■ Job
Reproduce the listing exactly, with no pictures in your copy.

* BEGIN Excerpted records *

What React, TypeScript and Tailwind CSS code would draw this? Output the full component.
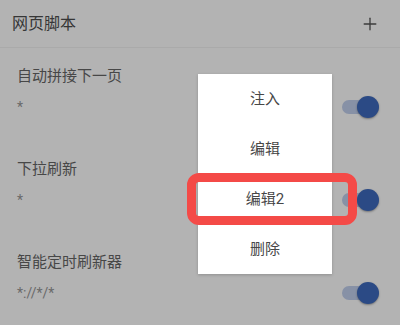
import { Plus } from 'lucide-react'

type Script = {
  name: string
  match: string
}

const scripts: Script[] = [
  { name: '自动拼接下一页', match: '*' },
  { name: '下拉刷新', match: '*' },
  { name: '智能定时刷新器', match: '*://*/*' },
]

const menuItems = ['注入', '编辑', '编辑2', '删除']

function Toggle() {
  return (
    <div className="relative w-[37px] h-[22px] shrink-0">
      <div className="absolute left-0 top-[4px] w-[28px] h-[14px] rounded-full bg-[#8791a6]" />
      <div className="absolute right-0 top-0 w-[22px] h-[22px] rounded-full bg-[#2b4a85] shadow-[0_1px_2px_rgba(0,0,0,0.35)]" />
    </div>
  )
}

export default function App() {
  return (
    <div
      className="relative w-[400px] h-[325px] overflow-hidden bg-[#b3b3b3]"
      style={{ fontFamily: 'Roboto, "Noto Sans CJK SC", sans-serif' }}
    >
      {/* Toolbar */}
      <div className="h-[48px] flex items-center justify-between pl-[12px] pr-[20px] border-b border-[#aaaaaa]">
        <span className="text-[16px] text-[#363636]">网页脚本</span>
        <Plus className="w-[20px] h-[20px] text-[#3d3d3d]" strokeWidth={1.6} />
      </div>

      {/* Script list */}
      <div className="flex flex-col">
        {scripts.map((s) => (
          <div key={s.name} className="h-[93px] pl-[17px] pr-[21px] pt-[18px] flex flex-col gap-[11px]">
            <div className="h-[20px] flex items-center text-[15px] text-[#474747]">{s.name}</div>
            <div className="h-[20px] flex items-center justify-between">
              <span className="text-[14px] text-[#6a6a6a]">{s.match}</span>
              <Toggle />
            </div>
          </div>
        ))}
      </div>

      {/* Popup menu */}
      <div className="absolute left-[198px] top-[74px] w-[134px] bg-white shadow-[0_1px_3px_rgba(0,0,0,0.2)] flex flex-col">
        {menuItems.map((item) => (
          <div key={item} className="h-[50px] flex items-center justify-center text-[15px] text-[#474747]">
            {item}
          </div>
        ))}
      </div>

      {/* Highlight */}
      <div className="absolute left-[187px] top-[173px] w-[170px] h-[52px] border-[9px] border-[#f44a47] rounded-[12px]" />
    </div>
  )
}
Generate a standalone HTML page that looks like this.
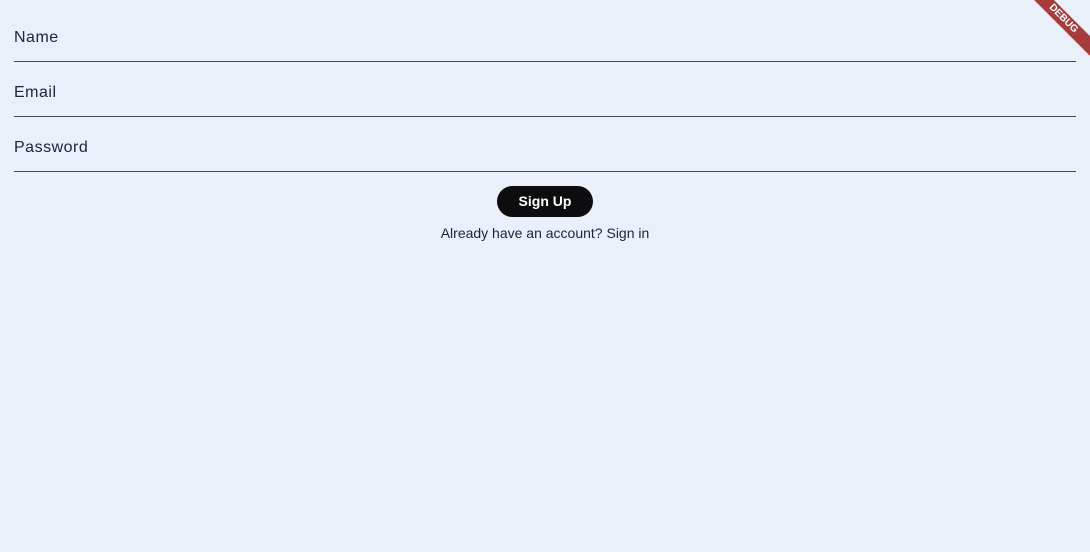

* END Excerpted records *

■ Output of the task
What React, TypeScript and Tailwind CSS code would draw this? Output the full component.
import { Plus } from 'lucide-react'

type Script = {
  name: string
  match: string
}

const scripts: Script[] = [
  { name: '自动拼接下一页', match: '*' },
  { name: '下拉刷新', match: '*' },
  { name: '智能定时刷新器', match: '*://*/*' },
]

const menuItems = ['注入', '编辑', '编辑2', '删除']

function Toggle() {
  return (
    <div className="relative w-[37px] h-[22px] shrink-0">
      <div className="absolute left-0 top-[4px] w-[28px] h-[14px] rounded-full bg-[#8791a6]" />
      <div className="absolute right-0 top-0 w-[22px] h-[22px] rounded-full bg-[#2b4a85] shadow-[0_1px_2px_rgba(0,0,0,0.35)]" />
    </div>
  )
}

export default function App() {
  return (
    <div
      className="relative w-[400px] h-[325px] overflow-hidden bg-[#b3b3b3]"
      style={{ fontFamily: 'Roboto, "Noto Sans CJK SC", sans-serif' }}
    >
      {/* Toolbar */}
      <div className="h-[48px] flex items-center justify-between pl-[12px] pr-[20px] border-b border-[#aaaaaa]">
        <span className="text-[16px] text-[#363636]">网页脚本</span>
        <Plus className="w-[20px] h-[20px] text-[#3d3d3d]" strokeWidth={1.6} />
      </div>

      {/* Script list */}
      <div className="flex flex-col">
        {scripts.map((s) => (
          <div key={s.name} className="h-[93px] pl-[17px] pr-[21px] pt-[18px] flex flex-col gap-[11px]">
            <div className="h-[20px] flex items-center text-[15px] text-[#474747]">{s.name}</div>
            <div className="h-[20px] flex items-center justify-between">
              <span className="text-[14px] text-[#6a6a6a]">{s.match}</span>
              <Toggle />
            </div>
          </div>
        ))}
      </div>

      {/* Popup menu */}
      <div className="absolute left-[198px] top-[74px] w-[134px] bg-white shadow-[0_1px_3px_rgba(0,0,0,0.2)] flex flex-col">
        {menuItems.map((item) => (
          <div key={item} className="h-[50px] flex items-center justify-center text-[15px] text-[#474747]">
            {item}
          </div>
        ))}
      </div>

      {/* Highlight */}
      <div className="absolute left-[187px] top-[173px] w-[170px] h-[52px] border-[9px] border-[#f44a47] rounded-[12px]" />
    </div>
  )
}
Generate a standalone HTML page that looks like this.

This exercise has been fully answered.